Work required
List each line in which the string "this" appears.

Supplied records
* START *

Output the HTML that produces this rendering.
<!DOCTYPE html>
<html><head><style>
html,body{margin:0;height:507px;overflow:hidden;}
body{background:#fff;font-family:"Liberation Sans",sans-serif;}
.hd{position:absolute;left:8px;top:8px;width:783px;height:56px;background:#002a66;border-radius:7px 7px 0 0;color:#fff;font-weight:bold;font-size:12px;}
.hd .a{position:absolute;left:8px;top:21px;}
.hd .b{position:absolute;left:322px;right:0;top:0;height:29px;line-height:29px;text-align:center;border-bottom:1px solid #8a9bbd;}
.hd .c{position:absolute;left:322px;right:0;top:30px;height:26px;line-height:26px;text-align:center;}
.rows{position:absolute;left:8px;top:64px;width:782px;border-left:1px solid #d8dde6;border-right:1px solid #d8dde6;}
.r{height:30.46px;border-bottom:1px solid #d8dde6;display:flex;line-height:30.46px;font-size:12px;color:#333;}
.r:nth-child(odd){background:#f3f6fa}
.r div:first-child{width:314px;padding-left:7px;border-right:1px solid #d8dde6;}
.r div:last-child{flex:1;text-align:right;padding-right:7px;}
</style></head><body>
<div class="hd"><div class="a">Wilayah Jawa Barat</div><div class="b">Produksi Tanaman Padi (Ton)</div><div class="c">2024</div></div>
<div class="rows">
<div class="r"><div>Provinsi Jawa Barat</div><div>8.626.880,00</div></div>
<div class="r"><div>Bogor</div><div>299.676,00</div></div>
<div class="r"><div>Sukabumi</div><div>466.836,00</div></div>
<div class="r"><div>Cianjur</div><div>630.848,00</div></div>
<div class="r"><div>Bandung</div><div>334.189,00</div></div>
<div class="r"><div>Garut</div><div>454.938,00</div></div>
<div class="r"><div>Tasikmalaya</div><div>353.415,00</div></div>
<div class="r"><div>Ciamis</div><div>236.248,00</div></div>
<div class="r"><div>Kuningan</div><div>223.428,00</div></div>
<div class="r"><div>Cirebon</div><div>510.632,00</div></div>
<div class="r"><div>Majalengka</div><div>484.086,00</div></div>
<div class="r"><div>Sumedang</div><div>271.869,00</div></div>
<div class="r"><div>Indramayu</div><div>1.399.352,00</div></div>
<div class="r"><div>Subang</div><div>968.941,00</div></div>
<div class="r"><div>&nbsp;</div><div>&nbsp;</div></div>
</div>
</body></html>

* END *
* START *

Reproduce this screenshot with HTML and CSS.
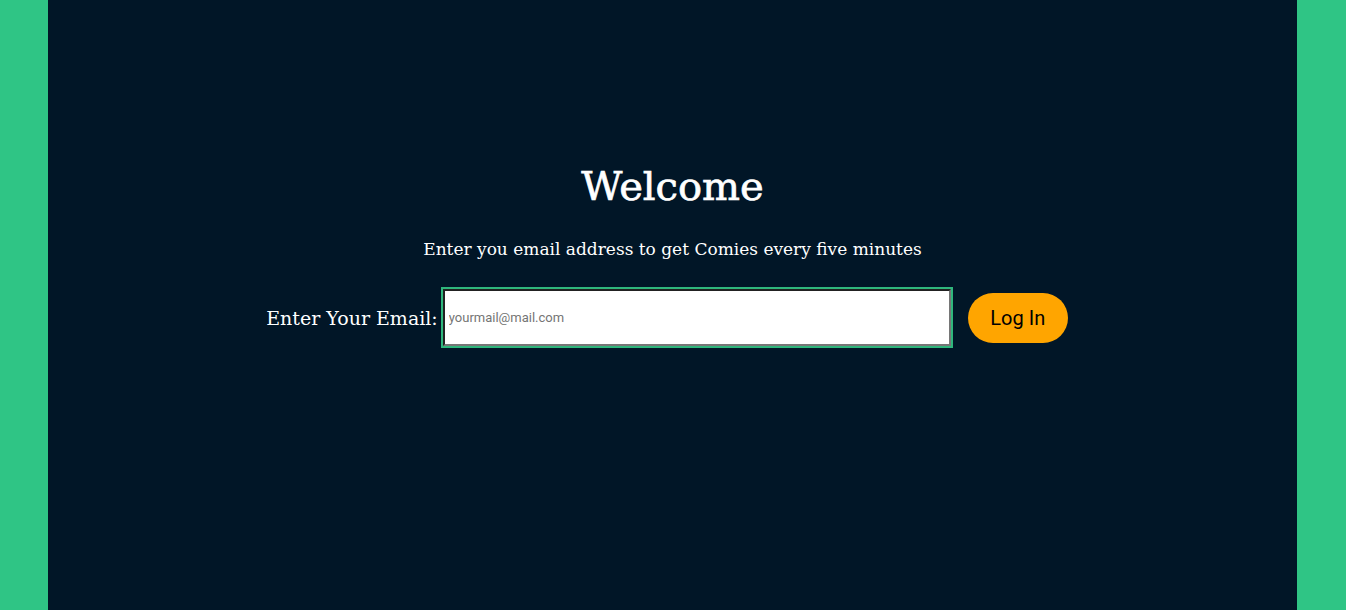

* END *

Right answer
Output the HTML that produces this rendering.
Reproduce this screenshot with HTML and CSS.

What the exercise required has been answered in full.